To access the parameters from the processor, we need to obtain the JobExecution linked to the current execution context.

Since ItemProcessor does not have access to job parameters directly, you can use StepExecutionListener to inject these parameters before the step begins.

The @JobScope annotation can be used on the processor to bind the job lifecycle to execute a job.
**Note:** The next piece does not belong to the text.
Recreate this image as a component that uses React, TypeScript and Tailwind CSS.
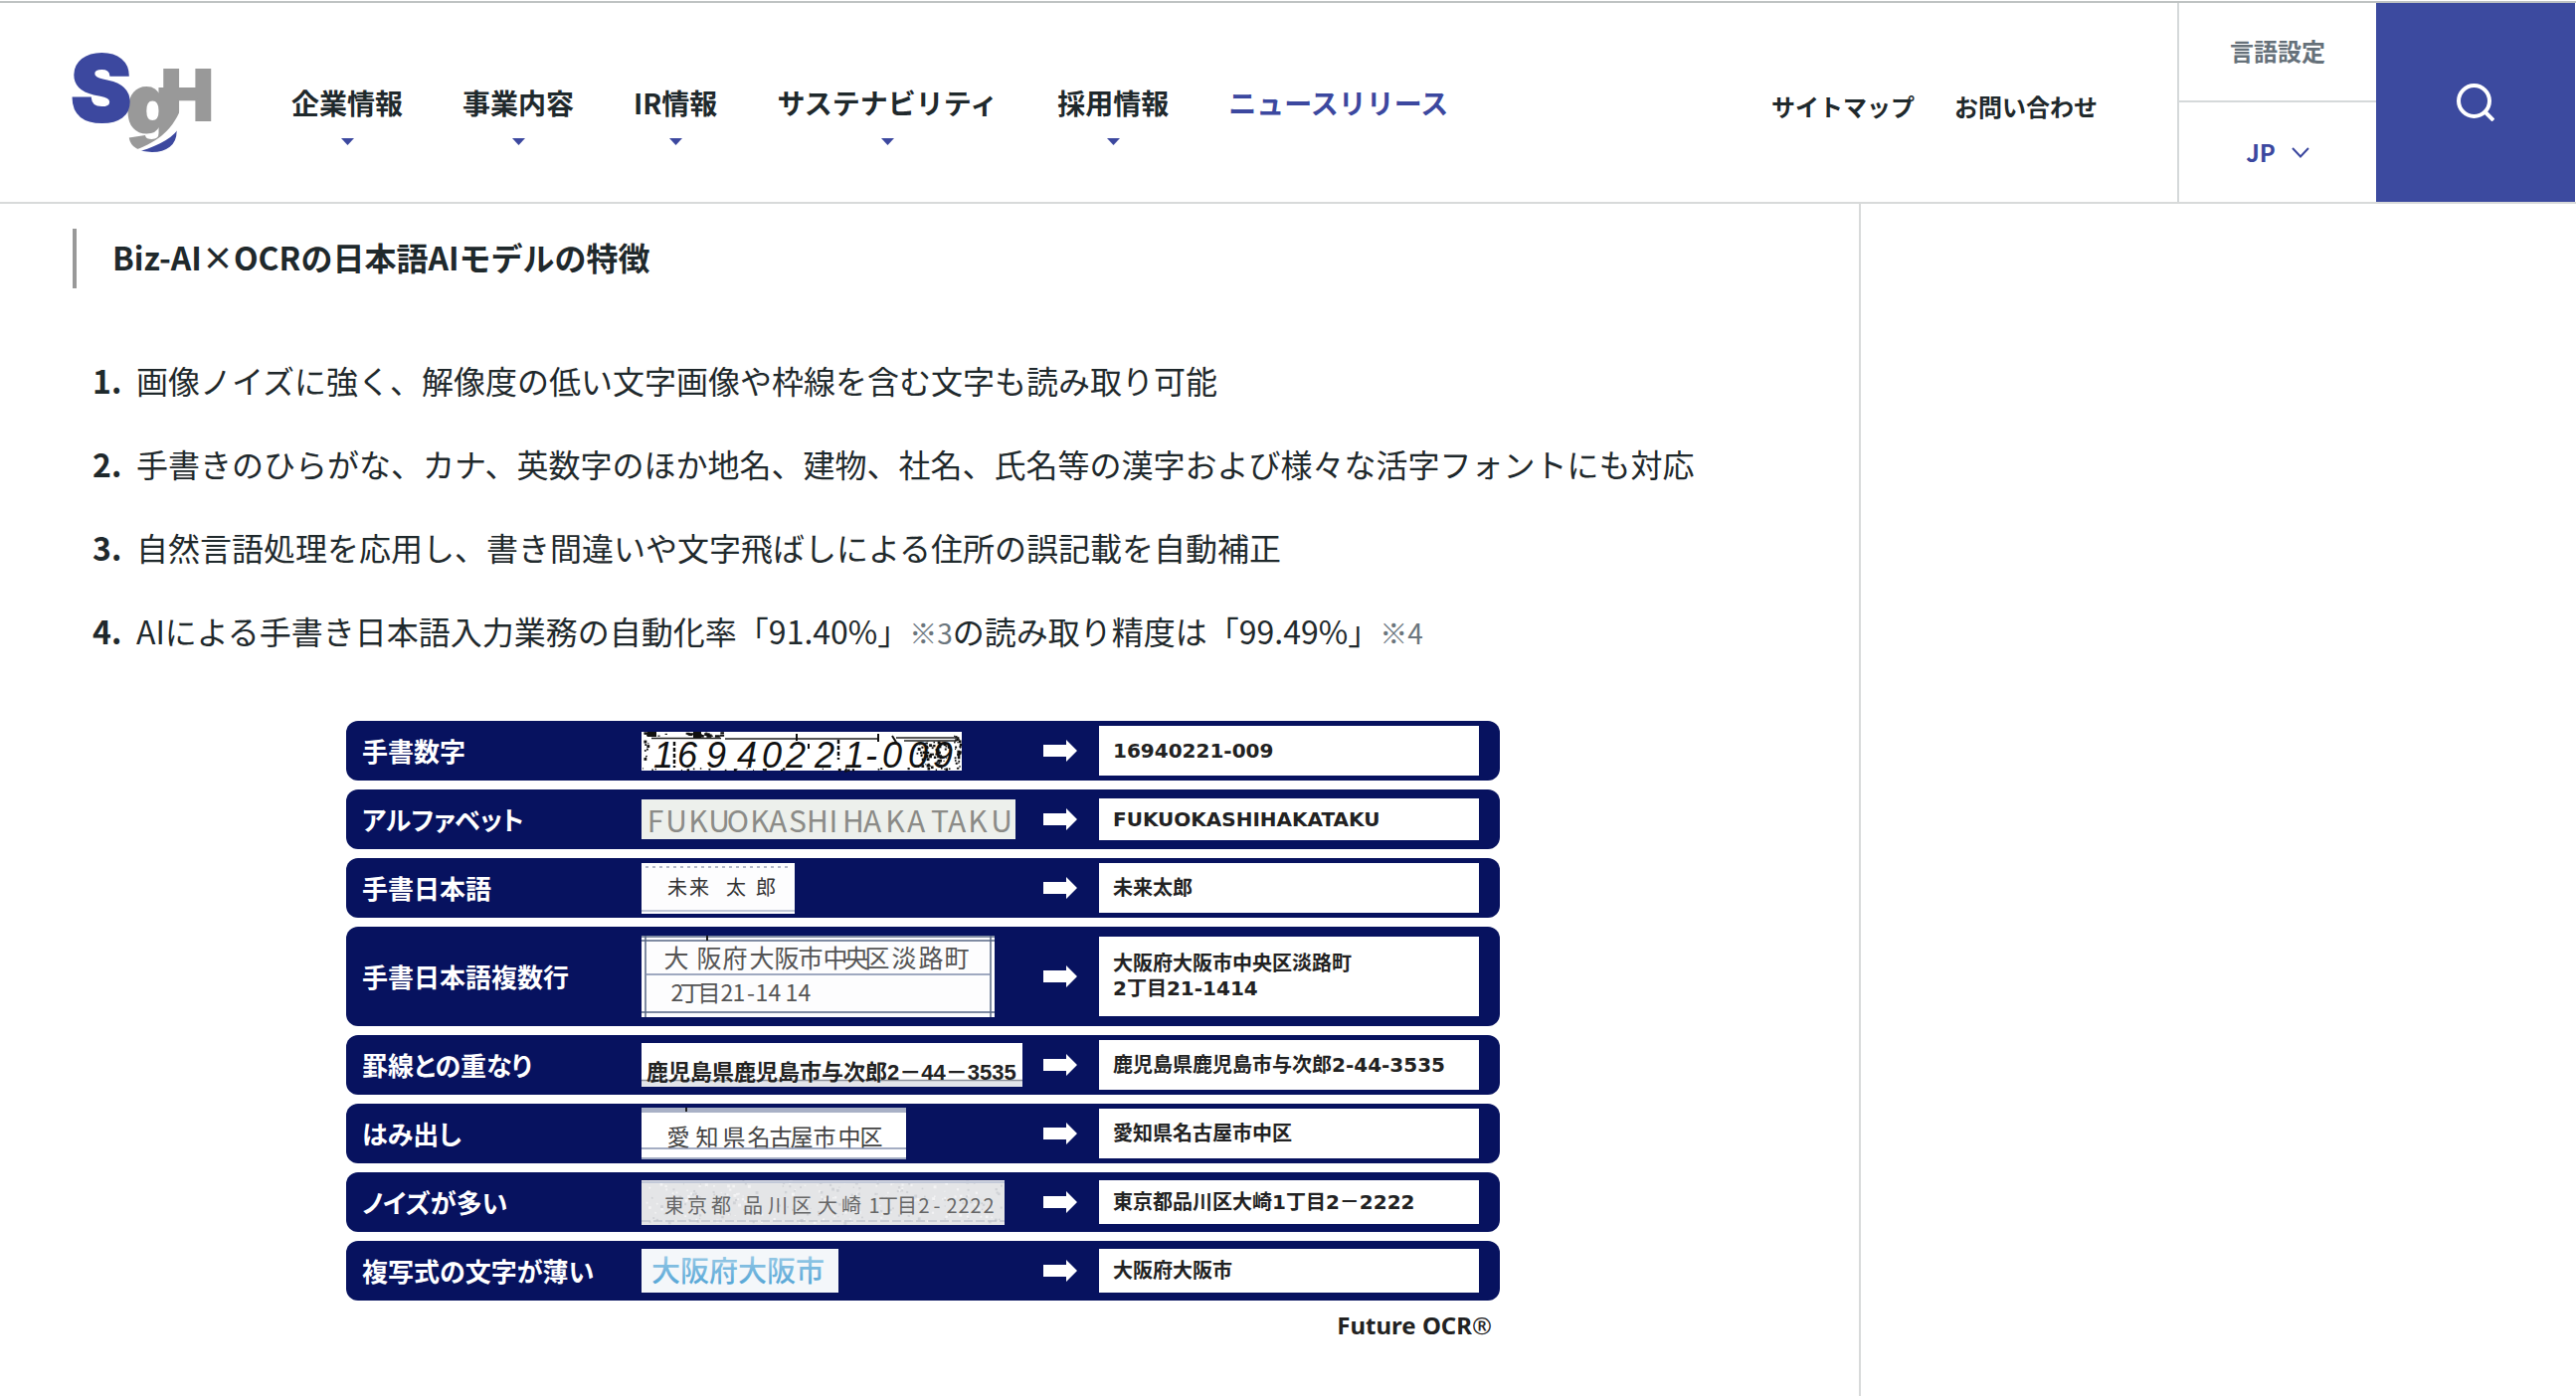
import type { ReactNode } from 'react';

const NAV = [
  { label: '企業情報', sub: true },
  { label: '事業内容', sub: true },
  { label: 'IR情報', sub: true },
  { label: 'サステナビリティ', sub: true },
  { label: '採用情報', sub: true },
  { label: 'ニュースリリース', sub: false },
];

// small deterministic generator for the speckles on scanned samples
function speckles(count: number, w: number, h: number, seed: number) {
  const out: { x: number; y: number; s: number }[] = [];
  let n = seed;
  const next = () => {
    n = (n * 1103515245 + 12345) % 2147483648;
    return n / 2147483648;
  };
  for (let i = 0; i < count; i++) out.push({ x: next() * w, y: next() * h, s: 1 + next() * 2 });
  return out;
}

function Glyphs({ text, xs, y, size, fill, skew = false }: { text: string; xs: number[]; y: number; size: number; fill: string; skew?: boolean }) {
  return (
    <text y={y} x={xs.join(' ')} fontSize={size} fill={fill} textAnchor="middle" fontStyle={skew ? 'italic' : 'normal'}>
      {text}
    </text>
  );
}

function Scan({ w, h, bg, children }: { w: number; h: number; bg: string; children: ReactNode }) {
  return (
    <svg width={w} height={h} viewBox={`0 0 ${w} ${h}`} className="block overflow-visible font-['Noto_Sans_CJK_JP',sans-serif] font-normal">
      <rect width={w} height={h} fill={bg} />
      {children}
    </svg>
  );
}

function NumberScan() {
  return (
    <Scan w={322} h={39} bg="#fff">
      {speckles(22, 80, 4, 7).map((p, i) => <rect key={i} x={p.x} y={p.y} width={p.s * 2} height={p.s} fill="#111" />)}
      {speckles(30, 318, 2, 31).map((p, i) => <rect key={i} x={p.x} y={36 + p.y} width={p.s} height={p.s} fill="#111" />)}
      {speckles(70, 34, 28, 11).map((p, i) => <rect key={i} x={276 + p.x} y={9 + p.y} width={p.s} height={p.s} fill="#111" />)}
      {speckles(30, 6, 37, 19).map((p, i) => <rect key={i} x={314 + p.x} y={p.y} width={p.s} height={p.s} fill="#111" />)}
      {speckles(10, 6, 20, 5).map((p, i) => <rect key={i} x={2 + p.x} y={8 + p.y} width={p.s} height={p.s} fill="#111" />)}
      <path d="M6 0h9v5H6zM52 0h8v6h-8z" fill="#111" />
      <path d="M10 6.500h70M84 7h154M256 6h62M264 9h52" stroke="#222" strokeWidth="1.500" />
      <path d="M33 10v26M198 8v20" stroke="#111" strokeWidth="2.500" strokeDasharray="4 2" />
      <path d="M156 2v7M238 2v8M252 4l5 8M168 12v5" stroke="#111" strokeWidth="2" />
      <g className="font-['Liberation_Sans',sans-serif]">
        <Glyphs text="16940221-009" xs={[22, 46, 75, 106, 131, 155, 184, 214, 231, 252, 278, 303]} y={36} size={36} fill="#111" skew />
      </g>
    </Scan>
  );
}

function AlphabetScan() {
  return (
    <Scan w={376} h={40} bg="#edf0ec">
      <Glyphs
        text="FUKUOKASHIHAKATAKU"
        xs={[14, 35, 57, 78, 97, 119, 137, 157, 177, 193, 213, 232, 255, 276, 300, 317, 338, 362]}
        y={33} size={30} fill="#8b8b87"
      />
    </Scan>
  );
}

function NameScan() {
  return (
    <Scan w={154} h={51} bg="#fdfdfe">
      <path d="M4 4h144" stroke="#9aa3b8" strokeWidth="1.5" strokeDasharray="3 4" />
      <path d="M0 48h154" stroke="#c3c9d6" strokeWidth="2" />
      <Glyphs text="未来太郎" xs={[36, 58, 95, 125]} y={32} size={20} fill="#333" />
    </Scan>
  );
}

function AddressScan() {
  return (
    <Scan w={355} h={82} bg="#fdfdfe">
      <path d="M0 1h355M0 5h355M0 77h355M4 0v82M351 0v82" stroke="#566584" strokeWidth="1.500" fill="none" />
      <path d="M4 39h347" stroke="#7f8cab" strokeWidth="1.500" />
      <path d="M66 0v5" stroke="#222" strokeWidth="2" />
      <Glyphs text="大阪府大阪市中央区淡路町" xs={[35, 68, 94, 121, 146, 170, 195, 216, 237, 264, 291, 317]} y={32} size={25} fill="#555" />
      <Glyphs text="2丁目21-1414" xs={[36, 50, 68, 86, 98, 110, 121, 134, 151, 164]} y={66} size={23} fill="#555" />
    </Scan>
  );
}

function RuledScan() {
  return (
    <Scan w={383} h={44} bg="#fff">
      <rect y="37" width="383" height="7" fill="#e3e5ea" />
      <path d="M0 37.500h383" stroke="#8e929c" strokeWidth="1.500" />
      <text x="5" y="37" fontSize="22" fill="#222" className="font-['Liberation_Sans','Noto_Sans_CJK_JP',sans-serif] font-bold">
        鹿児島県鹿児島市与次郎2－44－3535
      </text>
    </Scan>
  );
}

function OverflowScan() {
  return (
    <Scan w={266} h={52} bg="#fff">
      <rect width="266" height="5" fill="#a9b1c6" />
      <path d="M45 0v4" stroke="#222" strokeWidth="2" />
      <path d="M0 41h266M0 51h266" stroke="#8793b0" strokeWidth="1.500" />
      <Glyphs text="愛知県名古屋市中区" xs={[37, 66, 93, 118, 140, 161, 184, 209, 231]} y={38} size={23} fill="#444" />
    </Scan>
  );
}

function NoisyScan() {
  return (
    <Scan w={365} h={45} bg="#e4e5e7">
      {speckles(260, 362, 42, 3).map((p, i) => <rect key={i} x={p.x} y={p.y} width={p.s} height={p.s} fill={i % 2 ? '#f3f3f4' : '#d0d2d6'} />)}
      <path d="M0 2h365" stroke="#c2c9d9" strokeWidth="2" />
      <path d="M0 41h365" stroke="#b3b8c4" strokeWidth="1" strokeDasharray="9 3" />
      <Glyphs
        text="東京都品川区大崎1丁目2-2222"
        xs={[33, 56, 80, 112, 137, 161, 187, 211, 234, 248, 267, 284, 297, 312, 324, 336, 349]}
        y={33} size={20} fill="#666"
      />
    </Scan>
  );
}

function FaintScan() {
  return (
    <Scan w={198} h={44} bg="#f4f7fa">
      <defs>
        <linearGradient id="faint" x1="0" y1="0" x2="0" y2="1">
          <stop offset="0" stopColor="#a9d3ea" />
          <stop offset="1" stopColor="#4a9fd3" />
        </linearGradient>
      </defs>
      <text x="10" y="33" fontSize="29" fill="url(#faint)" className="font-medium">大阪府大阪市</text>
    </Scan>
  );
}

const ROWS = [
  { label: '手書数字', scan: <NumberScan />, result: ['16940221-009'], row: 'h-[60px]', box: 'h-[50px]' },
  { label: 'アルファベット', scan: <AlphabetScan />, result: ['FUKUOKASHIHAKATAKU'], row: 'h-[60px]', box: 'h-[42px]' },
  { label: '手書日本語', scan: <NameScan />, result: ['未来太郎'], row: 'h-[60px]', box: 'h-[50px]' },
  { label: '手書日本語複数行', scan: <AddressScan />, result: ['大阪府大阪市中央区淡路町', '2丁目21-1414'], row: 'h-[100px]', box: 'h-[80px]' },
  { label: '罫線との重なり', scan: <RuledScan />, result: ['鹿児島県鹿児島市与次郎2-44-3535'], row: 'h-[60px]', box: 'h-[50px]' },
  { label: 'はみ出し', scan: <OverflowScan />, result: ['愛知県名古屋市中区'], row: 'h-[60px]', box: 'h-[50px]' },
  { label: 'ノイズが多い', scan: <NoisyScan />, result: ['東京都品川区大崎1丁目2－2222'], row: 'h-[60px]', box: 'h-[44px]' },
  { label: '複写式の文字が薄い', scan: <FaintScan />, result: ['大阪府大阪市'], row: 'h-[60px]', box: 'h-[44px]' },
];

function Note({ children }: { children: ReactNode }) {
  return <span className="text-[28px] text-[#6b767d]">{children}</span>;
}

const FEATURES: ReactNode[] = [
  '画像ノイズに強く、解像度の低い文字画像や枠線を含む文字も読み取り可能',
  '手書きのひらがな、カナ、英数字のほか地名、建物、社名、氏名等の漢字および様々な活字フォントにも対応',
  '自然言語処理を応用し、書き間違いや文字飛ばしによる住所の誤記載を自動補正',
  <>AIによる手書き日本語入力業務の自動化率「91.40%」<Note>※3</Note>の読み取り精度は「99.49%」<Note>※4</Note></>,
];

function Logo() {
  return (
    <svg width="140" height="98" viewBox="0 0 140 98" className="block overflow-visible font-['Inter',sans-serif] font-black" aria-label="SGH">
      <defs>
        {/* the tail of the g turns blue below the swoosh */}
        <linearGradient id="tail" gradientUnits="userSpaceOnUse" x1="78" y1="70" x2="94" y2="96">
          <stop offset="0.6" stopColor="#999" />
          <stop offset="0.6" stopColor="#3c489f" />
        </linearGradient>
      </defs>
      <text x="89" y="67" fontSize="70" fill="#999" stroke="#999" strokeWidth="2">H</text>
      <text x="54" y="80" fontSize="83" fill="url(#tail)" stroke="url(#tail)" strokeWidth="2">g</text>
      <path d="M60 98C82 90 99 80 109 55V72C102 84 88 92 68 98z" fill="#fff" />
      <text x="-2" y="68" fontSize="92" fill="#3c489f" stroke="#3c489f" strokeWidth="2">S</text>
    </svg>
  );
}

function Header() {
  return (
    <header className="mt-px flex h-[204px] border-y-2 border-t-[#bfc3c3] border-b-[#d8dada]">
      <a href="#" className="mt-[51px] ml-[73px] self-start"><Logo /></a>

      <nav className="ml-20 pt-20">
        <ul className="flex gap-[60px]">
          {NAV.map(item => (
            <li key={item.label} className="flex flex-col items-center">
              <a href="#" className={`text-[28px] leading-10 font-bold whitespace-nowrap ${item.sub ? '' : 'text-[#3c489f]'}`}>
                {item.label}
              </a>
              {item.sub && (
                <svg width="13" height="7" viewBox="0 0 13 7" className="mt-4"><path d="M0 0h13L6.500 7z" fill="#3c489f" /></svg>
              )}
            </li>
          ))}
        </ul>
      </nav>

      <div className="mr-20 ml-auto flex gap-10 pt-[86px] text-2xl leading-9 font-bold whitespace-nowrap">
        <a href="#" className="self-start">サイトマップ</a>
        <a href="#" className="self-start">お問い合わせ</a>
      </div>

      <div className="flex w-[200px] flex-col border-l-2 border-[#d5d9da] text-2xl font-bold">
        <div className="flex h-1/2 items-center justify-center border-b-2 border-[#d5d9da] pb-0.5 text-[#66717a]">言語設定</div>
        <button type="button" className="flex h-1/2 items-center justify-center gap-4 text-[#3c489f]">
          JP
          <svg width="18" height="11" viewBox="0 0 18 11" fill="none" stroke="currentColor" strokeWidth="2"><path d="M1 1l8 8.500L17 1" /></svg>
        </button>
      </div>

      <button type="button" aria-label="検索" className="mr-px flex w-[200px] items-center justify-center bg-[#3c4a9f]">
        <svg width="38" height="38" viewBox="0 0 38 38" fill="none" stroke="#fff" strokeWidth="4">
          <circle cx="17.500" cy="17.500" r="15.500" />
          <path d="M28.500 28.500L37 37" />
        </svg>
      </button>
    </header>
  );
}

function OcrTable() {
  return (
    <div className="mx-auto mt-14 w-[1160px] max-w-full">
      <table className="w-full table-fixed border-separate border-spacing-x-0 border-spacing-y-[9px]">
        <colgroup>
          <col className="w-[297px]" />
          <col className="w-[404px]" />
          <col className="w-14" />
          <col />
        </colgroup>
        <tbody>
          {ROWS.map(r => (
            <tr key={r.label} className={r.row}>
              <th scope="row" className="rounded-l-xl bg-[#07125f] p-0 pl-4 text-left text-[26px] leading-9 font-bold whitespace-nowrap text-white [font-feature-settings:'palt']">
                {r.label}
              </th>
              <td className="bg-[#07125f] p-0">{r.scan}</td>
              <td className="bg-[#07125f] p-0">
                <svg width="34" height="22" viewBox="0 0 34 22" className="block"><path d="M0 5h23V0l11 11-11 11v-5H0z" fill="#fff" /></svg>
              </td>
              <td className="rounded-r-xl bg-[#07125f] p-0 pr-[21px]">
                <div className={`flex flex-col justify-center bg-white pl-3.5 font-['DejaVu_Sans','Noto_Sans_CJK_JP',sans-serif] text-xl leading-[25px] font-bold text-[#222] ${r.box}`}>
                  {r.result.map(line => <span key={line}>{line}</span>)}
                </div>
              </td>
            </tr>
          ))}
        </tbody>
      </table>
      <p className="pr-2 text-right font-['Noto_Sans',sans-serif] text-2xl leading-8 font-bold text-[#222]">
        Future OCR<span className="font-normal">®</span>
      </p>
    </div>
  );
}

export default function App() {
  return (
    <div lang="ja" className="flex min-h-screen flex-col bg-white font-['Noto_Sans_CJK_JP',sans-serif] text-[#1f292c]">
      <Header />
      <div className="flex flex-1">
        <main className="flex-1 border-r-2 border-[#d8dada] pt-[25px] pr-[86px] pl-[73px]">
          <h2 className="border-l-4 border-[#999] pb-1 pl-9 text-[32px] leading-[56px] font-bold">
            Biz-AI×OCRの日本語AIモデルの特徴
          </h2>
          <ol className="mt-[68px] ml-5 flex flex-col gap-9 text-[32px] leading-[48px]">
            {FEATURES.map((f, i) => (
              <li key={i} className="flex">
                <span className="w-11 shrink-0 font-bold">{i + 1}.</span>
                <p>{f}</p>
              </li>
            ))}
          </ol>
          <OcrTable />
        </main>
        <aside className="w-[719px] shrink-0" />
      </div>
    </div>
  );
}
This allows us to inject job parameters directly into the processor using Spring Expression Language (SpEL).

@Slf4j  
@StepScope  
@Component  
public class CustomerJobProcessor implements ItemProcessor<Customer, Customer> {  

    private final String ignoreCountry;  

    public CustomerJobProcessor(@Value("#{jobParameters['ignoreCountry']}") String ignoreCountry) {  
        this.ignoreCountry = ignoreCountry;  
    }  

    @Override  
    public Customer process(Customer customer) {  
        if (customer.getCountry().equalsIgnoreCase(ignoreCountry)) {  
            log.info("Ignoring customer {} {} belongs to country {}", customer.getFirstName(),  
                    customer.getLastName(), customer.getCountry());  
            return null;  
        }  
        return customer;  
    }  
}

We can optionally validate job parameters at runtime using JobParametersValidator and override the validate() method.

@Bean  
public Job csvImporterJob(Step customerStep, JobRepository jobRepository,  
                          ImportJobListener importJobListener) {  
    return new JobBuilder("csvImporterJob", jobRepository)  
            .incrementer(new RunIdIncrementer())  
            .validator(new JobParametersValidator() {  
                @Override  
                public void validate(JobParameters parameters) throws JobParametersInvalidException {  
                    String ignoreCountry = parameters.getString("ignoreCountry"); 
                    if ("Costa Rica".equals(ignoreCountry)) {  
                        throw new JobParametersInvalidException("Country ignored");  
                    }
                }  
            })  
            .listener(importJobListener)  
            .flow(customerStep)  
            .end()  
            .build();  
}

That is all! Now, you have a fully functional CSV importer service.